Por una ocupación democrática del territorio, retenciones segmentadas
Ilustremos la cuestión con imágenes tan conocidas como opuestas: desierto verde, agricultura sin agricultores, éxodo rural, pueblos fantasma, un país vacío con un 91% de su población amontonada en las islas urbanas, y la naturaleza y el ambiente deteriorados; o una ocupación democrática del espacio, un campo con un millón de nuevas chacras, una ruralidad donde chacareros, campesinos y pueblos originarios vivan, trabajen y prosperen, una sociedad más justa. ¿Qué país queremos?
Los elementos de juicio están expuestos, el análisis del problema es factible, y según las conclusiones que se extraigan se puede profundizarlo o atemperarlo. Consolidar lo que hay o comenzar a cambiarlo. ¿De qué depende la elección? Como siempre, del punto de vista, de la perspectiva, de los intereses a los que se que se procure expresar y representar. Si la opción es democrática y popular, la voz de orden será entonces segmentar. Segmentar las políticas en tanto operan sobre una sociedad inexorablemente segmentada, reconocer las diferencias y actuar sobre ellas.
En el caso puntual de las retenciones —en principio una política impositiva—, segmentarlas significa cargarlas sobre el gran capital agrario, aquel que acapara las tres cuartas partes de la soja producida, y eliminarlas o reducirlas, según el caso, para los pequeños y medianos productores. Dirán algunos que así ya no es tan rentable la inversión de capital en la agricultura, que se les está confiscando la ventaja de escala, y que de ese modo no van a producir más. Pues esa es la idea.
Ese es uno de los resultados de segmentar el impuesto. Que el gran arrendatario o el pool de 10.000 o 40.000 hectáreas las deje en manos de los miles de pymes a las que previamente despojaron de la posibilidad de acceder al cultivo de esas tierras.

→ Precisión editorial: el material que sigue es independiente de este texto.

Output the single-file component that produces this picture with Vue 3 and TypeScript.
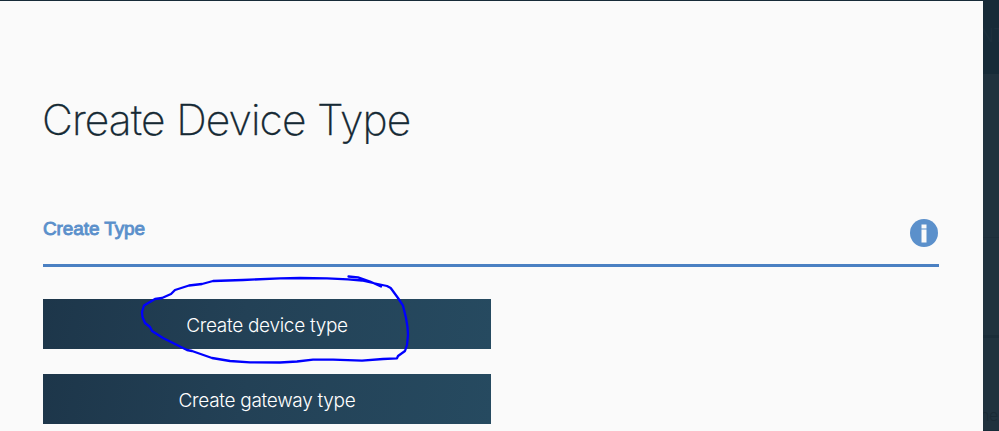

Y dicho sea al pasar, no es el tema puntual de esta nota, se podría segmentar el impuesto a la propiedad inmobiliaria, entre otras medidas de intervención virtuosa en la cuestión agraria. El impuesto inmobiliario podría ser progresivo en relación al latifundio, lo que conllevaría efectos en la misma dirección que lo propuesto para las retenciones.
Cuando se segmenta —cuando “el sector” y los “productores” no son considerados todos lo mismo— “el espanto” deja de reunir a la cúpula agraria con los sectores populares. O debería hacerlo. Pero nada es fácil. A veces los pies están clavados en la crisis e iluminados por un futuro oscuro, y sin embargo la cabeza ignora esos datos —o los tergiversa, los disimula— y determina un actuar consistente con una realidad que no existe. Pero así suele funcionar la ideología, y como se dijo alguna vez, la ideología dominante es la de los sectores dominantes: pies de trabajador y cabeza de burgués, ese es el ideal al que el orden establecido propende, y no sólo entre los pequeños y medianos productores agrarios.